As a general introduction, Workflow Techniques for the Robust Use of Bayes Factors by Schad et al. has a good high-level view on what a “hypothesis” is in the context of Bayesian statistics (see section “Inference and discovery”)
Some general principles I think it is useful to bear in mind:
- The connection between a scientific problem/hypothesis/… and a statistical model/hypothesis/… is not straightforward and the mapping is often many to many.
- Point hypothesis (e.g. presense/absence of an effect) are hard to consolidate with the Bayesian paradigm and unlikely to be completely defensible in most real problems (e.g. many interventions have small effects, but few have exactly zero effect). Point hypothesis are problematic in the presence of systematic biases; for more see Section 4 of https://arxiv.org/pdf/1803.08393.pdf We should rather think on a continuous scale: “How big is the effect?”, “How likely it is that the effect is larger than X?”.
- We should embrace uncertainty - often we cannot definitively decide between competing models or we are unable to estimate something we care about with high precision. We should not seek absolute confidence where there is none to be found - but we may still be able to learn something at least.
- Model misspecification is real. Almost all the approaches we use rely implicitly on the assumption that at least some of the models we have chosen are a reasonable match to the actual reality. This is by no means given and efforts should be made to verify modelling assumptions.

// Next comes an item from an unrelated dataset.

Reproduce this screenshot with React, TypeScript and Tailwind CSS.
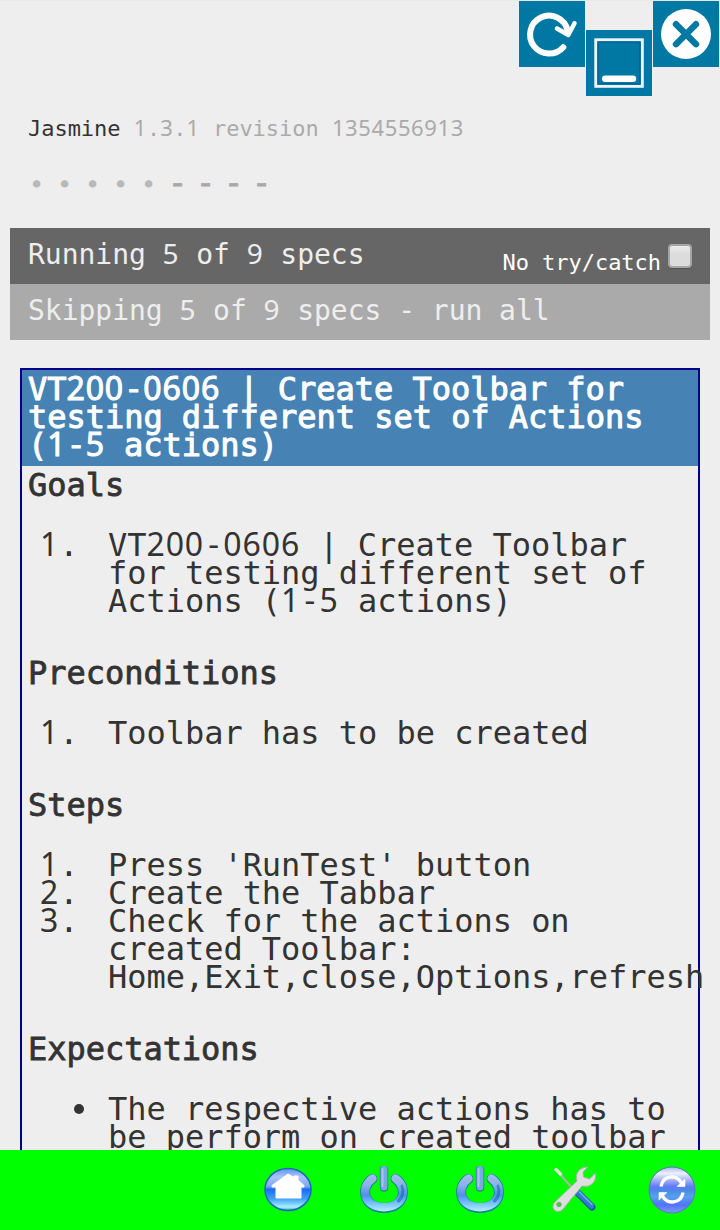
import React from "react";

/* Digits are set in a face with a plain zero, spaced to the monospace pitch. */
function Mono({ text }: { text: string }) {
  return (
    <>
      {text.split(/(\d+)/).map((part, i) =>
        /^\d+$/.test(part) ? (
          <span key={i} className="font-['Noto_Sans',sans-serif] leading-[0] tracking-[0.028em]">
            {part}
          </span>
        ) : (
          part
        ),
      )}
    </>
  );
}

function Lines({ lines }: { lines: string[] }) {
  return (
    <>
      {lines.map((line) => (
        <span key={line} className="block h-7">
          <Mono text={line} />
        </span>
      ))}
    </>
  );
}

function Heading({ children }: { children: React.ReactNode }) {
  return <h3 className="h-7 pl-[6px] [-webkit-text-stroke:0.8px_#333]">{children}</h3>;
}

function NumberedList({ items }: { items: string[][] }) {
  return (
    <ol className="mt-8 mb-11">
      {items.map((lines, i) => (
        <li key={i} className="flex">
          <span className="w-[86px] shrink-0 pl-[18px]">
            <Mono text={`${i + 1}.`} />
          </span>
          <div>
            <Lines lines={lines} />
          </div>
        </li>
      ))}
    </ol>
  );
}

function RefreshTile() {
  return (
    <svg width="66" height="66" viewBox="0 0 66 66" className="bg-[#0078a4]" fill="none" stroke="#fff" strokeLinecap="round" strokeLinejoin="round">
      <path d="M44.3 46.2A19 19 0 1 1 48.5 29" strokeWidth="6" />
      <path d="M38 27.5L49.3 34L55.5 22.3" strokeWidth="4.5" />
      <path d="M46 28L49.3 34L52.5 28Z" fill="#fff" strokeWidth="2" />
    </svg>
  );
}

function MinimizeTile() {
  return (
    <svg width="66" height="66" viewBox="0 0 66 66" className="mt-[29px] bg-[#0078a4]" fill="none">
      <rect x="9.8" y="9.8" width="46.5" height="46.5" stroke="#e9f5fa" strokeWidth="3" />
      <rect x="12.2" y="12.2" width="41.7" height="41.7" stroke="#00639a" strokeWidth="1.6" />
      <path d="M19.2 48.7H47" stroke="#fff" strokeWidth="6.4" strokeLinecap="round" />
    </svg>
  );
}

function CloseTile() {
  return (
    <svg width="66" height="66" viewBox="0 0 66 66" className="bg-[#0078a4]">
      <circle cx="33" cy="33" r="25" fill="#fff" />
      <path d="M23 23.2L43 43.2M43 23.2L23 43.2" stroke="#0078a4" strokeWidth="6.4" strokeLinecap="round" />
    </svg>
  );
}

function HomeIcon() {
  return (
    <svg width="48" height="48" viewBox="0 0 48 48">
      <defs>
        <linearGradient id="homeFill" x1="0" y1="0" x2="0" y2="1">
          <stop offset="0" stopColor="#5c94f5" />
          <stop offset="0.2" stopColor="#a9c4fa" />
          <stop offset="0.42" stopColor="#7da7fb" />
          <stop offset="0.5" stopColor="#1b6cf5" />
          <stop offset="0.72" stopColor="#3fa0f8" />
          <stop offset="0.92" stopColor="#a8f3ff" />
          <stop offset="1" stopColor="#2a9fca" />
        </linearGradient>
      </defs>
      <ellipse cx="24" cy="23.5" rx="23" ry="21" fill="url(#homeFill)" stroke="#1d67b8" strokeWidth="1.5" />
      <path d="M24 8L30 11.5V10H34V14L40 19.5V21H37V32H12V21H8V19.5Z" fill="#fff" stroke="#fff" strokeWidth="1" strokeLinejoin="round" />
    </svg>
  );
}

function PowerIcon({ id }: { id: string }) {
  return (
    <svg width="48" height="48" viewBox="0 0 48 48" fill="none" strokeLinecap="round">
      <defs>
        <linearGradient id={id} gradientUnits="userSpaceOnUse" x1="0" y1="4" x2="0" y2="46">
          <stop offset="0" stopColor="#a3c1e9" />
          <stop offset="0.35" stopColor="#8db4e6" />
          <stop offset="0.6" stopColor="#4c93e2" />
          <stop offset="0.8" stopColor="#79c4ff" />
          <stop offset="1" stopColor="#b8f4ff" />
        </linearGradient>
      </defs>
      <path d="M12.5 12.8C0 21 3 41.5 24 42C45 41.5 48 21 35.5 12.8" stroke="#197d9f" strokeWidth="10" />
      <path d="M12.5 12.5C0 21 3 41 24 41.2C45 41 48 21 35.5 12.5" stroke={`url(#${id})`} strokeWidth="8.4" />
      <path d="M24 3.5V21.5" stroke="#1b7b9b" strokeWidth="8.5" />
      <path d="M24 3V21" stroke="#7ba8df" strokeWidth="7" />
      <path d="M22.5 3V20" stroke="#a8c5eb" strokeWidth="2" />
      <path d="M42 20C44.5 26 42 32 38.5 35" stroke="#1763c6" strokeWidth="3" opacity="0.6" />
    </svg>
  );
}

function ToolsIcon() {
  return (
    <svg width="48" height="48" viewBox="0 0 48 48" fill="none" strokeLinecap="round">
      <path d="M5 5L23 25" stroke="#a9b6a6" strokeWidth="2.2" />
      <path d="M4 3.5L8.5 8" stroke="#dce5dc" strokeWidth="3.4" />
      <path d="M26 27L40 41" stroke="#1551a5" strokeWidth="7" />
      <path d="M26 26.5L39.5 40" stroke="#317bd0" strokeWidth="5.5" />
      <path d="M27.5 26L40 38.5" stroke="#72b1eb" strokeWidth="1.5" />
      <path
        d="M35.5 1C28 1 22.5 7 25 15L3 36C-3 43 6 49 11 43L30 20C38 22 45 16 43.5 7L37.5 13L31.5 11L31 6.5Z"
        fill="#dedede"
        stroke="#a9b3a7"
        strokeWidth="1"
        strokeLinejoin="round"
      />
      <circle cx="7" cy="38.5" r="2.3" fill="#1be41b" stroke="#8c9b8a" strokeWidth="0.8" />
    </svg>
  );
}

function SyncIcon() {
  return (
    <svg width="48" height="48" viewBox="0 0 48 48" fill="none">
      <defs>
        <linearGradient id="syncFill" x1="0" y1="0" x2="0" y2="1">
          <stop offset="0" stopColor="#a7b7ed" />
          <stop offset="0.14" stopColor="#edf2ff" />
          <stop offset="0.28" stopColor="#a7b4fa" />
          <stop offset="0.42" stopColor="#637bf6" />
          <stop offset="0.5" stopColor="#4b88e5" />
          <stop offset="0.65" stopColor="#56a2ee" />
          <stop offset="0.82" stopColor="#5471fb" />
          <stop offset="1" stopColor="#789df7" />
        </linearGradient>
      </defs>
      <circle cx="24" cy="24" r="23" fill="url(#syncFill)" stroke="#5876bd" strokeWidth="1" />
      <path d="M13 20.5C15 9 29 8 33.5 17M35 26.5C33 38 19 39 14.5 30" stroke="#fff" strokeWidth="3.4" />
      <path d="M29 20.5H37V13ZM19 26.5H11V34Z" fill="#fff" stroke="#fff" strokeWidth="0.6" />
    </svg>
  );
}

export default function App() {
  return (
    <div className="flex h-[1230px] w-[720px] flex-col overflow-hidden bg-[#eee] font-['DejaVu_Sans_Mono',monospace] tracking-[-0.002em] whitespace-pre text-[#333]">
      <main className="h-[1150px] overflow-hidden border-t border-[#e8e8e8]">
        <div className="flex h-[95px] items-start justify-end gap-px pr-px">
          <RefreshTile />
          <MinimizeTile />
          <CloseTile />
        </div>

        <div className="mt-[19px] h-7 pl-7 text-[22px] leading-7">
          Jasmine <span className="text-[#aaa]"><Mono text="1.3.1 revision 1354556913" /></span>
        </div>

        <ul className="mt-7 flex h-7 pl-[29px] text-[22px] leading-[27px] text-[#b8b8b8]">
          {[0, 1, 2, 3, 4].map((n) => (
            <li key={n} className="w-7 pl-px [-webkit-text-stroke:1px_#b8b8b8]">•</li>
          ))}
          {[5, 6, 7, 8].map((n) => (
            <li key={n} className="-ml-px w-7 mr-px text-[32px] leading-[25px] text-[#a8a8a8] [-webkit-text-stroke:0.8px_#a8a8a8]">-</li>
          ))}
        </ul>

        <div className="mx-[10px] mt-[29px] flex h-14 justify-between bg-[#666] pr-[18px] pl-[18px] text-[28px] leading-[54px] text-[#eee]">
          <span><Mono text="Running 5 of 9 specs" /></span>
          <label className="flex text-[22px] text-white">
            <span className="pt-[8px]">No try/catch</span>
            <span className="mt-4 ml-[7px] h-6 w-6 rounded-[4px] border-2 border-[#a6a6a6] bg-linear-to-b from-[#eee] to-[#dcdcdc] to-40% shadow-[0_1px_1px_#505050]" />
          </label>
        </div>
        <div className="mx-[10px] h-14 bg-[#aaa] pl-[18px] text-[28px] leading-[54px] text-[#eee]">
          <Mono text="Skipping 5 of 9 specs - run all" />
        </div>

        <section className="mx-5 mt-7 h-[900px] border-2 border-[#00008b] text-[32px] leading-7">
          <h2 className="mb-[5px] h-24 bg-[#4682b4] pt-[5px] pl-[6px] text-white [-webkit-text-stroke:1px_#fff]">
            <Lines
              lines={[
                "VT200-0606 | Create Toolbar for",
                "testing different set of Actions",
                "(1-5 actions)",
              ]}
            />
          </h2>
          <Heading>Goals</Heading>
          <NumberedList
            items={[["VT200-0606 | Create Toolbar", "for testing different set of", "Actions (1-5 actions)"]]}
          />
          <Heading>Preconditions</Heading>
          <NumberedList items={[["Toolbar has to be created"]]} />
          <Heading>Steps</Heading>
          <NumberedList
            items={[
              ["Press 'RunTest' button"],
              ["Create the Tabbar"],
              ["Check for the actions on", "created Toolbar:", "Home,Exit,close,Options,refresh"],
            ]}
          />
          <Heading>Expectations</Heading>
          <ul className="mt-8">
            <li className="flex">
              <span className="mt-[9px] mr-[24px] ml-[52px] h-[10px] w-[10px] shrink-0 rounded-full bg-[#333]" />
              <div>
                <Lines lines={["The respective actions has to", "be perform on created toolbar"]} />
              </div>
            </li>
          </ul>
        </section>
      </main>

      <nav className="flex h-20 items-center justify-end gap-12 bg-[#00ff00] pr-6">
        <HomeIcon />
        <PowerIcon id="powerA" />
        <PowerIcon id="powerB" />
        <ToolsIcon />
        <SyncIcon />
      </nav>
    </div>
  );
}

With that said, there are approaches that apply to situations where one would use hypothesis testing/model selection/… in the classical context. Currently there is no strong consensus in the community on how to approach such problems, so below is just a list of options to consider.
-
Compare a simpler model to a larger model: Separately fit a model with fewer parameters (e.g. setting an effect to zero).
-
You can use the
loo
package to approximate comparison of predictive performance via leave-one-out crossvalidation (see also Cross-validation FAQ). The interpretation of LOO however doesn’t tell you much about “presence” of an effect, it tells you (roughly) if you can explain your data better if you take the effect into account and it is a function of both your signal-to-noise ratio and the size of the actual effect. -
Alternatively you could use Bayes factors to do that, but those can be problematic, as they are very sensitive to the priors you use in your model and often hard to compute accurately. Technical aspects are neatly discussed in Workflow Techniques for the Robust Use of Bayes Factors by Schad et al. An important insight neatly shown in Schad et al. is that Bayes factors compares how likely are the data under the prior predictive distribution of each model - which means that BFs are very sensitive to prior choice. Another important point is that using Bayes factors for inference (getting posterior probabilities of models) can have good properties while using them to choose a single model can behave very badly. The personal essay by D.J. Navarro has a critique of Bayes factors from a different angle. Bayes factors may give quite unintuitive results if the actual data generating process is different from all the models you consider. BF is also a function of both your signal-to-noise ratio and the size of the actual effect. See also When are Bayesian model probabilities overconfident?. The
bridgesampling
package can compute Bayes factors based on fitted models. Forbrms
models, it can be invoked via thehypothesis
function.- [1905.08737] On the marginal likelihood and cross-validation Discusses the connection between cross-validation and marginal likelihood (and by extension Bayes factors)
-
-
Determine range of practical equivalence In this approach, you include the effect of interest in the model. Strictly speaking P(\beta = 0) = 0 for all parameters \beta with continuous priors. But you can use domain expertise to say that e.g. a difference of 0.5 is practically irrelevant. P(|\beta| < 0.5) can then be computed directly from posterior samples. The advantage here is that (with enough data) you can not only claim that “If our assumptions are correct, the effect is large” but also that the effect is actually small. The
hypothesis
function in thebrms
package also supports this use case directly. -
Think qualitatively Danielle Navarro has a great essay about model selection and how purely mathematical approaches can fail us: Between the devil and the deep blue sea. Checking whether the models satisfy some qualitative properties can also be of interest. This is related to posterior predictive checks (also called posterior retrodictive checks) - a model that fails some checks is (other things being equal) less preferable than model that passes such checks.
-
Use multiple models at the same time: We don’t necessarily need to choose just one model - in fact, in many cases we don’t have enough information to reliably select just one model and using a single model would those hide uncertainty we have about model selection.
-
Multiverse analysis: If there are multiple models to choose from and we don’t have a good reason to prefer some, we may as well fit all of the models and see if our conclusions are actually sensitive to model choice. See Steegen et al. for further discussion.
-
Bayesian model stacking: Stacking assigns a weight to each candidate model and we can then create a joint prediction as a weighted combination of the predictions of individual models. In some situations, stacking can give good results even if all the models considered are individually far from the true data generating process. See the vignette on stacking using the
loo
package and the original paper Yao et al.
-
Further reading:
- The preprint on Bayesian workflow by Gelman et al.
- @betanalpha’s case studies on workflow: Falling (In Love With Principled Modeling), Towards A Principled Bayesian Workflow
- @avehtari’s talk on StanCon Helsinki on Model assesment and selection and another talk on Frequency evaluation, hypothesis testing and variable selection - skip to the first slide with title Hypothesis testing.
- The introductory chapter of R. McElreath’s Rethinking has a nice discussion on the connection between statistical models and scientific hypothesis also recorded talks are available online (you want the first lecture)
- Workflow Techniques for the Robust Use of Bayes Factors by Schaed et al. discuss how to test robustness of Bayes factors for practical problems.